Les améliorations du rapport " doing business " 2005 constituent une étape que je salue, mais qu'il faut encore consolider.
Au-delà, cet épisode me paraît porteur d'enseignements pour l'avenir.
Le droit français est mal connu en partie parce que ses sources, peu traduites, semblent inaccessibles. Les travaux théoriques qui pourraient offrir une base de réflexion plus diversifiée rencontrent la même difficulté et sont trop peu nombreux.
Les pouvoirs publics, sans se substituer aux professionnels du droit, encourageront les initiatives et les programmes de recherche afin de parvenir à une vision plus juste de l'apport du droit français à une communauté moderne du droit.
Au terme de cette intervention, je voudrais vous faire part de deux souhaits.
Le premier, et je parle aussi pour Dominique Perben qui m'a demandé d'insister sur ce point, est que ce colloque ne soit qu'une première étape d'un processus durable de dialogue et de coopération. Je sais que toute l'équipe du Barreau de Paris, de l'Ambassade de France et du bureau de l'administrateur français à la Banque Mondiale y travaille déjà. Je tiens à les encourager vivement à bâtir sur le succès d'aujourd'hui.

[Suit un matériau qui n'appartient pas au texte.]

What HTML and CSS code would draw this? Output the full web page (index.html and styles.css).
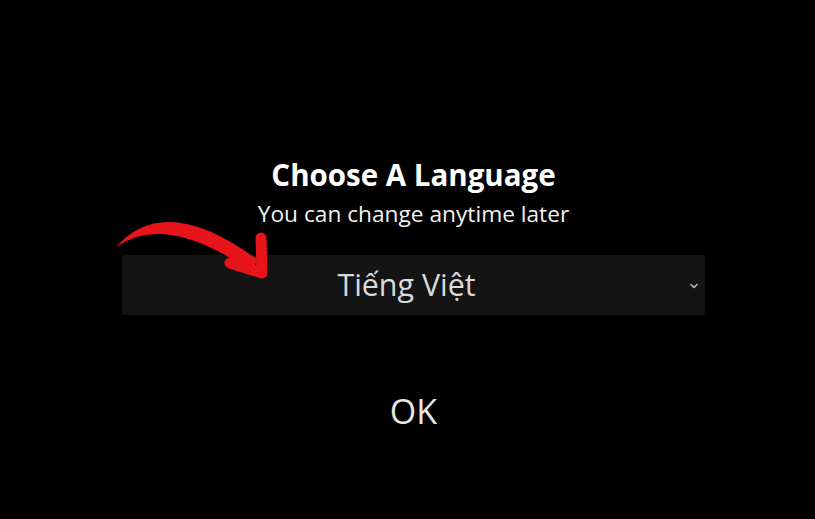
FILE: index.html
```html
<!DOCTYPE html>
<html lang="en">
<head>
<meta charset="utf-8">
<title>Choose A Language</title>
<link rel="stylesheet" href="styles.css">
</head>
<body>
<main class="screen">
  <section class="panel">
    <h1 class="title">Choose A Language</h1>
    <p class="subtitle">You can change anytime later</p>
    <div class="select-wrap">
      <div class="select">
        <span class="select-value">Tiếng Việt</span>
        <svg class="chevron" width="8" height="6" viewBox="0 0 8 6"><path d="M1 1.5 L4 4.5 L7 1.5" fill="none" stroke="#b8b8b8" stroke-width="1.6" stroke-linecap="round" stroke-linejoin="round"/></svg>
      </div>
      <svg class="arrow" width="170" height="80" viewBox="110 210 170 80">
        <path d="M116 247 Q165 191 258 260 L251 271 Q165 212 116 247 Z" fill="#e8141b"/>
        <polyline points="230,263 262,273 261,238" fill="none" stroke="#e8141b" stroke-width="11" stroke-linecap="round" stroke-linejoin="round"/>
      </svg>
    </div>
    <button class="ok">OK</button>
  </section>
</main>
</body>
</html>
```

FILE: styles.css
```css
html, body {
  margin: 0;
  padding: 0;
  background: #000;
}
.screen {
  width: 815px;
  height: 519px;
  background: #000;
  font-family: "Open Sans", "Noto Sans", sans-serif;
  overflow: hidden;
}
.panel {
  width: 583px;
  margin-left: 122px;
  padding-top: 157px;
  display: flex;
  flex-direction: column;
  align-items: center;
}
.title {
  margin: 0;
  font-size: 29.5px;
  line-height: 36px;
  font-weight: 700;
  color: #fff;
}
.subtitle {
  margin: 7px 0 0;
  font-size: 22.7px;
  line-height: 28px;
  color: #f2f2f2;
}
.select-wrap {
  position: relative;
  width: 100%;
  margin-top: 27px;
}
.select {
  height: 60px;
  background: #141414;
  border-radius: 3px;
  display: flex;
  justify-content: center;
  padding-right: 14px;
  position: relative;
}
.select-value {
  font-size: 30.4px;
  line-height: 60px;
  color: #dadada;
}
.chevron {
  position: absolute;
  right: 7px;
  top: 28px;
}
.arrow {
  position: absolute;
  left: -12px;
  top: -45px;
}
.ok {
  margin-top: 76px;
  background: none;
  border: none;
  padding: 0;
  font-family: inherit;
  font-size: 34px;
  line-height: 40px;
  color: #e6e6e6;
}
```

Le second est un souhait personnel, en tant que juriste et avocate moi-même. Je voudrais dire combien je souscris à la démarche critique. Elle doit rester libre, c'est-à-dire sans a priori. Un système n'est pas bon parce qu'il est dominant. En vérité, tous les systèmes à des degrés divers s'interpénètrent.
Nous souhaitons donc tous la concurrence, qui fournit un stimulant essentiel à la réforme et à la modernisation. Elle représente un moyen efficace d'évaluer nos forces et nos faiblesses et donc de nous adapter en permanence.
Alors oui, examinons notre système juridique et judiciaire à l'aune du critère de l'efficacité économique.
Etudions les faits. Confrontons les données. Soyons réalistes plutôt que manichéens.
Rappelons-nous donc, que le droit est porteur d'un message, d'une culture et d'une civilisation. L'oublier, c'est abdiquer et laisser irrémédiablement la place à ceux qui rêvent d'un monde globalisé qui serait trop pauvre en cultures, en systèmes de droits et, surtout, en humanité.